**Stored rows:**
***
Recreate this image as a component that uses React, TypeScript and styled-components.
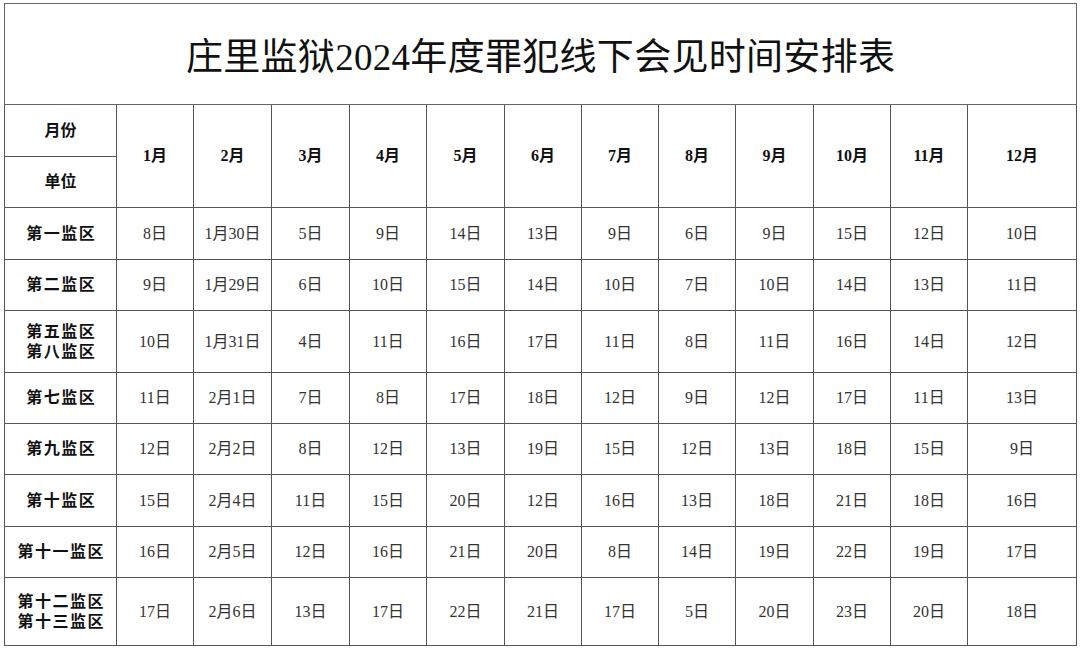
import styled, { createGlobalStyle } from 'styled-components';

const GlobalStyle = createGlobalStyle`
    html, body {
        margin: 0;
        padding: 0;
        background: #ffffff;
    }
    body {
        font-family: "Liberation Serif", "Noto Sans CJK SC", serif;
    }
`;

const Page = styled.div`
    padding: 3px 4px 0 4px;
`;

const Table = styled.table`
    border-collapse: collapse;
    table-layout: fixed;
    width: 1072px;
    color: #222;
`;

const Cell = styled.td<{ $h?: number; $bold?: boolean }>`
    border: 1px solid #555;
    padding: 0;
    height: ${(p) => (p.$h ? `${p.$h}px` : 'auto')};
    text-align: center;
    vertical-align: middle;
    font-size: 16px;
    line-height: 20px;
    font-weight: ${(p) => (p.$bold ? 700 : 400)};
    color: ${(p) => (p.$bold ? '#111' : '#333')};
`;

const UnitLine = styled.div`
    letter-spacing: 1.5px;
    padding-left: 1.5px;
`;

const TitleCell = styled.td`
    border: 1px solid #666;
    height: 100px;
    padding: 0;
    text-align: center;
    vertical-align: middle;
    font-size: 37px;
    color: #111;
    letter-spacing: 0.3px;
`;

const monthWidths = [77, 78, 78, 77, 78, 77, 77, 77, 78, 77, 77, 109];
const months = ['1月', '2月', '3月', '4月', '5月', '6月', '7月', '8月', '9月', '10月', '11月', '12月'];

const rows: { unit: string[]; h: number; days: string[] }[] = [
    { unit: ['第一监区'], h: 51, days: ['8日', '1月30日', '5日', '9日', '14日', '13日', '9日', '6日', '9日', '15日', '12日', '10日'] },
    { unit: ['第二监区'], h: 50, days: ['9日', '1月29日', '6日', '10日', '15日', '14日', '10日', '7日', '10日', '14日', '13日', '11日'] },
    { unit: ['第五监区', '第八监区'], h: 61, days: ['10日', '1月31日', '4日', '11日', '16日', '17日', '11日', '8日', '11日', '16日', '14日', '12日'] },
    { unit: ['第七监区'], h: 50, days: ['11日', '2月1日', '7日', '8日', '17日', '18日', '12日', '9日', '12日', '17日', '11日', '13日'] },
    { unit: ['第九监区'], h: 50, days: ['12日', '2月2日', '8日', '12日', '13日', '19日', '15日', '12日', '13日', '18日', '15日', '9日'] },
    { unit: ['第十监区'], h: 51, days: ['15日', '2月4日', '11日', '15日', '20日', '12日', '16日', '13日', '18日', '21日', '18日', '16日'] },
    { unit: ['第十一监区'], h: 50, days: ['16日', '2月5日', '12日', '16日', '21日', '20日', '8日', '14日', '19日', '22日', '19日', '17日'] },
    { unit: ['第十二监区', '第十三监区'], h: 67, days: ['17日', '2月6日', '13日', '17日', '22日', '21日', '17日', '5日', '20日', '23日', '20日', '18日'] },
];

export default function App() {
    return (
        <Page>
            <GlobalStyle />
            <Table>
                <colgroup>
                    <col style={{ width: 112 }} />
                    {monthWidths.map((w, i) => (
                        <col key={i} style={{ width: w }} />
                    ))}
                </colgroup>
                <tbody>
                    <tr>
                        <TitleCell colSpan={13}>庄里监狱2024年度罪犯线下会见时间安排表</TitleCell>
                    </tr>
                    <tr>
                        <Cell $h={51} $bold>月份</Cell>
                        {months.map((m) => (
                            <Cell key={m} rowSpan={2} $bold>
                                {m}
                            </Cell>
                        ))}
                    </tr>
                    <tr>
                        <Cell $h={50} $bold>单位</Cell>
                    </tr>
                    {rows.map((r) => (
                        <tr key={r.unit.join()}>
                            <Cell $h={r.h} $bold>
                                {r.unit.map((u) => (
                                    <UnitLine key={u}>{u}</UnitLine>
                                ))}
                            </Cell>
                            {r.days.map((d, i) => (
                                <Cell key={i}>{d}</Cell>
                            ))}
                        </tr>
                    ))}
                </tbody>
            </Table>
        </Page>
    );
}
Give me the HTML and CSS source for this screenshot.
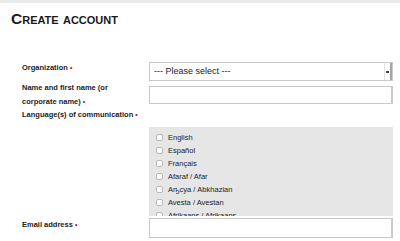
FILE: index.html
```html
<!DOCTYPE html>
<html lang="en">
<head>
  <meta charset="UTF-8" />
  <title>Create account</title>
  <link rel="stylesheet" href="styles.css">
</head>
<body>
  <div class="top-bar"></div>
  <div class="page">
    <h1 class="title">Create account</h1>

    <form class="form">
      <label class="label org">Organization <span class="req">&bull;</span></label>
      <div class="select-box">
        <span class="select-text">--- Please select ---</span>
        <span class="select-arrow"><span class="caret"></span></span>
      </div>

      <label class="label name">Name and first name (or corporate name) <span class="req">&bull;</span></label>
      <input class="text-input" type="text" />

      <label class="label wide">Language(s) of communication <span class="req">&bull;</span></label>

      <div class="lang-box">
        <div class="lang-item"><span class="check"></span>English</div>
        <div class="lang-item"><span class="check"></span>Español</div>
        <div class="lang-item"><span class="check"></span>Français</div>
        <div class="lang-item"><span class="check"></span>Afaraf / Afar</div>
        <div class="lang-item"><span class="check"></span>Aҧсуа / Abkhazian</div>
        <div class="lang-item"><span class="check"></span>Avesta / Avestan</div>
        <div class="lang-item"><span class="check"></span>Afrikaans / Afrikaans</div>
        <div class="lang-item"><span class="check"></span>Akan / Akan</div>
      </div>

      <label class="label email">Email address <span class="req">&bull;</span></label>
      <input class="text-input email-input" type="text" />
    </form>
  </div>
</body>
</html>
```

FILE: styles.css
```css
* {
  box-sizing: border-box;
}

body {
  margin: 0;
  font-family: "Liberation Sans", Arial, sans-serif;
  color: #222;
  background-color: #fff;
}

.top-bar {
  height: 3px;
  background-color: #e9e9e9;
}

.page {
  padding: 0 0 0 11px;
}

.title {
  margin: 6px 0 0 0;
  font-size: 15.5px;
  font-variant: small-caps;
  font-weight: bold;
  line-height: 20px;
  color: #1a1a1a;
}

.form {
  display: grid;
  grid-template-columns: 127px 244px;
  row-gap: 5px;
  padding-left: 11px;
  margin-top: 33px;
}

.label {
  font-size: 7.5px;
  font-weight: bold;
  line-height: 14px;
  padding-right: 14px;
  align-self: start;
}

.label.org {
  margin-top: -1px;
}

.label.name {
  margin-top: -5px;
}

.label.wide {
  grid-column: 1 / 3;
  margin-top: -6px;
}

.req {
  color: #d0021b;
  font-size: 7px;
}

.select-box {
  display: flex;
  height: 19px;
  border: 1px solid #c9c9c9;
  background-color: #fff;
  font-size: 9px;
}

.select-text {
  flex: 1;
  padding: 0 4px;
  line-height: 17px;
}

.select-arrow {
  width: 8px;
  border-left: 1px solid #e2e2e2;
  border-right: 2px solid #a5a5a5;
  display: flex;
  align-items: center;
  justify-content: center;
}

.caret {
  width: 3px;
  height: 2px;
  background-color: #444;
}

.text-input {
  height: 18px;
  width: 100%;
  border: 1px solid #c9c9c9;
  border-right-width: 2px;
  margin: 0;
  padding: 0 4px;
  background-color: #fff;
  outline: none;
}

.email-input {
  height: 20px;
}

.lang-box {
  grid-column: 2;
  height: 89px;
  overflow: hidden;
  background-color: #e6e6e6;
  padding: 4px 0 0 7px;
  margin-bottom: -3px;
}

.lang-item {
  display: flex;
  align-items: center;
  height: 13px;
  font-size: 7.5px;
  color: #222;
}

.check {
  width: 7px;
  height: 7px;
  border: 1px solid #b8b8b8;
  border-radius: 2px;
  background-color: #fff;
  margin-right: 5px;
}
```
***
**Work to be completed:**
Show every line from the listing above in which the string "styled" appears.

**Expected answer:**
Recreate this image as a component that uses React, TypeScript and styled-components.
import styled, { createGlobalStyle } from 'styled-components';
const Page = styled.div`
const Table = styled.table`
const Cell = styled.td<{ $h?: number; $bold?: boolean }>`
const UnitLine = styled.div`
const TitleCell = styled.td`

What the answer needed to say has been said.